PCI compliance is best validated through clear, repeatable controls across systems and workflows. A checklist approach helps confirm whether payment handling, data security, and operational processes align with PCI DSS expectations.

The checklist below outlines key areas to review.

Area

What to Verify

Status (✓ / X)

Data Scope

Card data is not stored in internal systems unless strictly required

 

Payment Capture

Payments are collected through secure, hosted, or tokenized environments

 

Phone Payments

No card data is recorded in call logs or stored via agent workflows

 

Encryption

Data is encrypted in transit across all payment channels

 

Access Control

Role-based access and multi-factor authentication are enforced

 

Vendor Compliance

Payment processors and partners are PCI DSS compliant

 

Audit Logs

Detailed logs track all payment-related activity

 

Policies

Documented procedures exist for data handling and incident response

 

Training

Staff are trained on secure payment handling practices

 

Monitoring

Systems are actively monitored for anomalies or unauthorized access

 

 

PCI compliance requires continuous validation across workflows, systems, and teams. A structured checklist, supported by purpose-built technology, helps law firms maintain secure, compliant, and scalable third-party collection operations.

Conclusion

Without a PCI-compliant infrastructure, payment workflows can expose sensitive card data at multiple points, increasing the risk of breaches, regulatory penalties, and operational disruption. Manual handling, fragmented systems, and unclear compliance ownership often lead to audit failures and loss of client trust in third-party collections.

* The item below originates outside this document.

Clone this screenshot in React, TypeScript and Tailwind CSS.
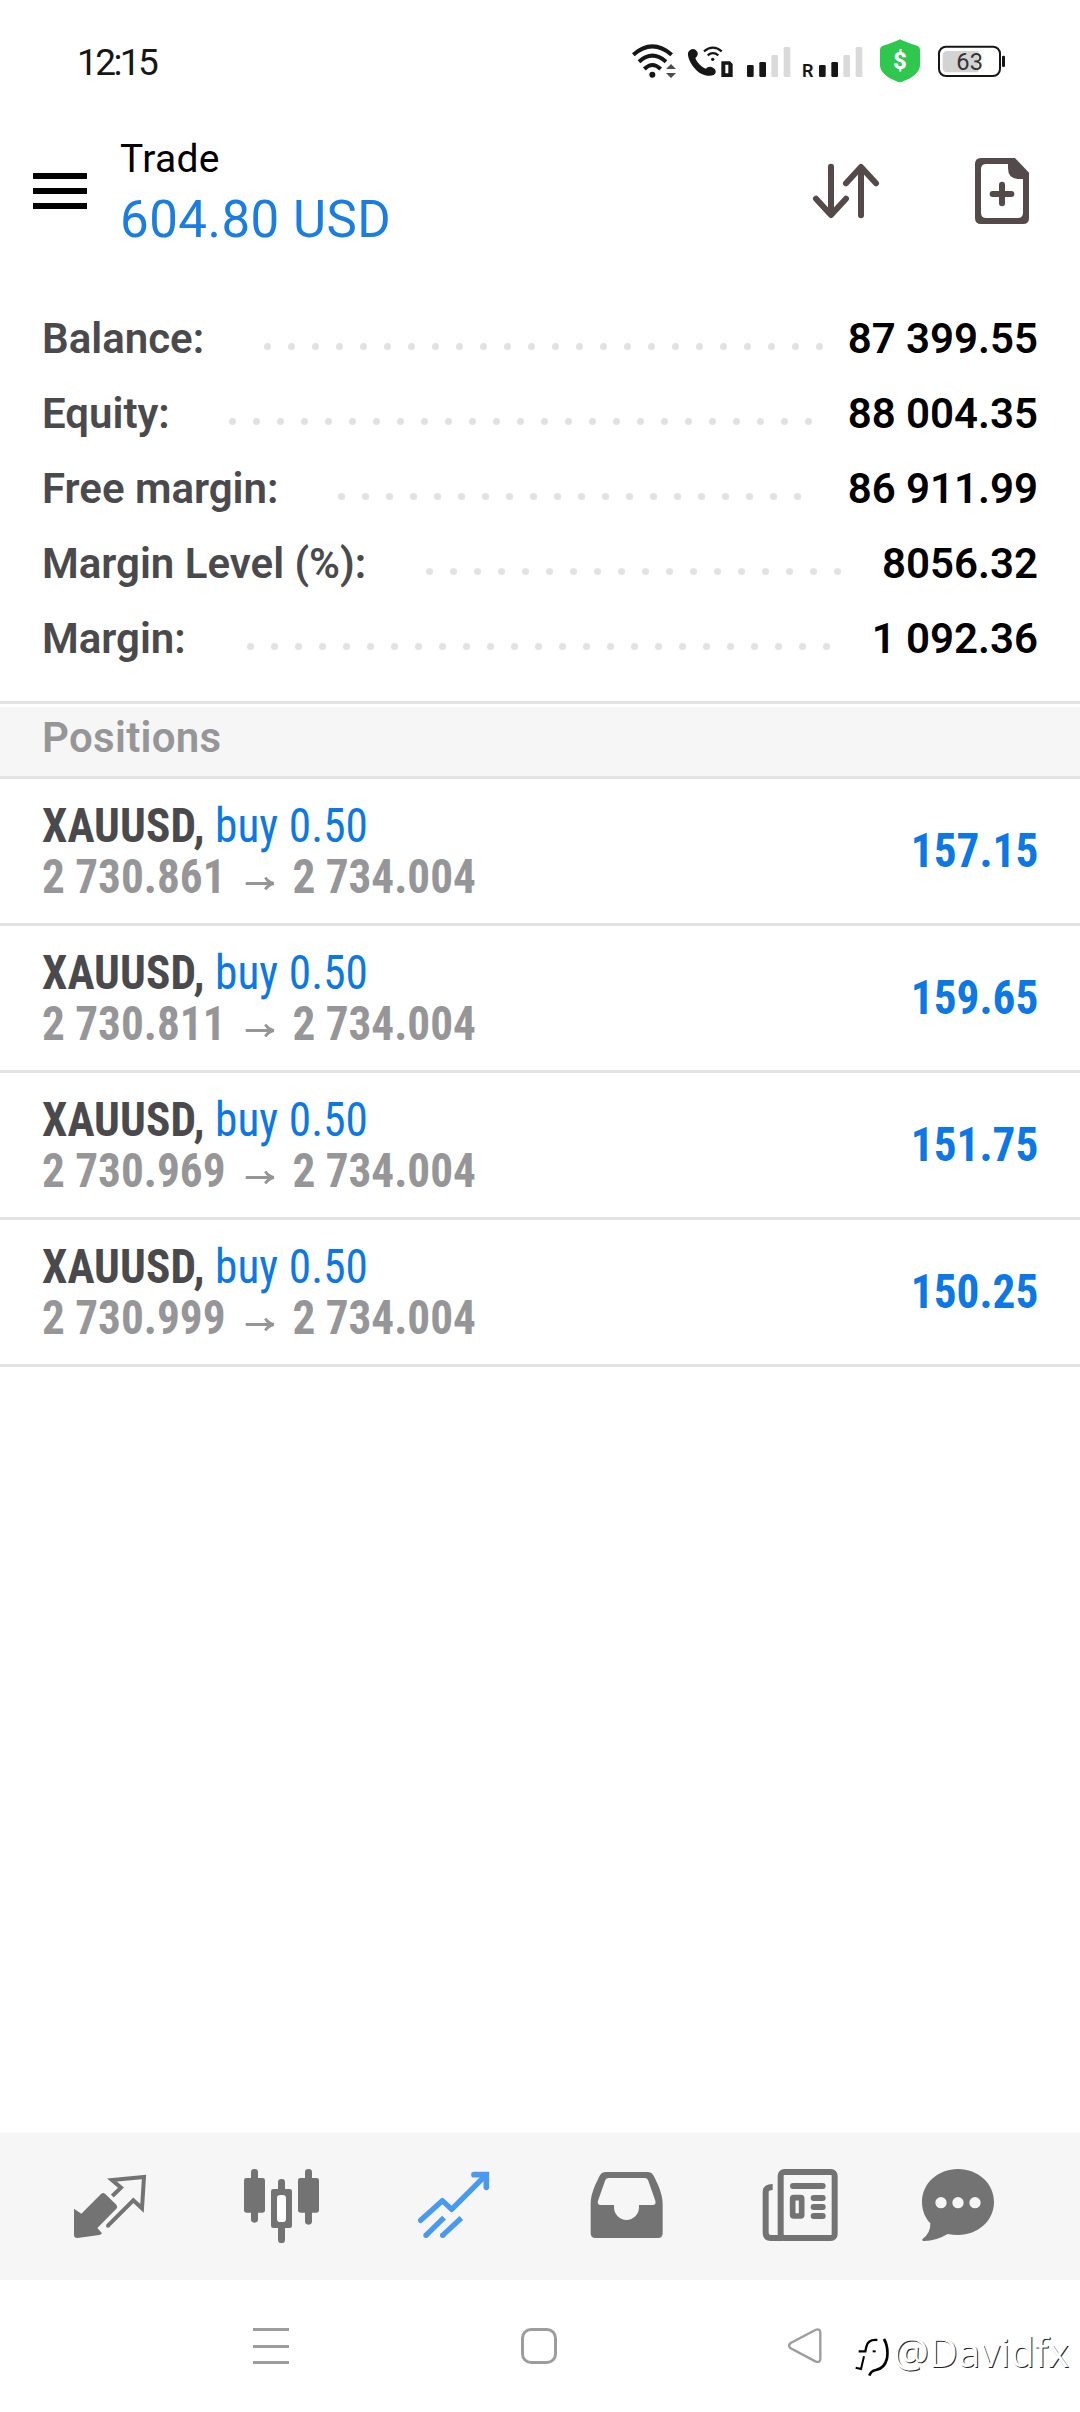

Tratta addresses these risks by embedding secure payment capture, controlled data flows, and audit-ready compliance directly into collection workflows. Its architecture reduces direct exposure to card data while supporting scalable, compliant operations for law firms handling third-party recovery.

Get started with a platform designed for audit-ready, PCI-aligned collections. Book a free demo to see how Tratta helps secure your payment workflows and reduce compliance risk.

Frequently Asked Questions

1. What is PCI-compliant debt collection for law firms?

PCI-compliant debt collection for law firms refers to managing payment workflows in a way that meets Payment Card Industry Data Security Standard requirements. This includes secure payment capture, restricted access to card data, encryption, and audit-ready processes across third-party collection activities.

2. Does PCI compliance apply to law firms handling collections?

Yes, if the firm stores, processes, or transmits card data. The scope depends on how payments are handled, but any exposure to card information brings the firm under Payment Card Industry Data Security Standard requirements.

3. What is the 80/20 rule for lawyers in debt collection?

The 80/20 rule, based on the Pareto Principle, suggests that a majority of recoveries often come from a small portion of accounts. In collections, this guides prioritization and resource allocation.

4. How much does PCI compliance cost for a law firm?

Costs vary based on scope, systems, and workflows. Smaller firms using secure payment providers may incur minimal direct costs, while larger firms with broader data exposure may face higher expenses for audits, controls, and infrastructure.

5. How can law firms reduce PCI scope in third-party collections?

Firms can reduce scope by limiting direct handling of card data, using secure payment portals, tokenization, and minimizing agent-assisted payments. Aligning workflows with compliant systems helps lower risk and simplify audits.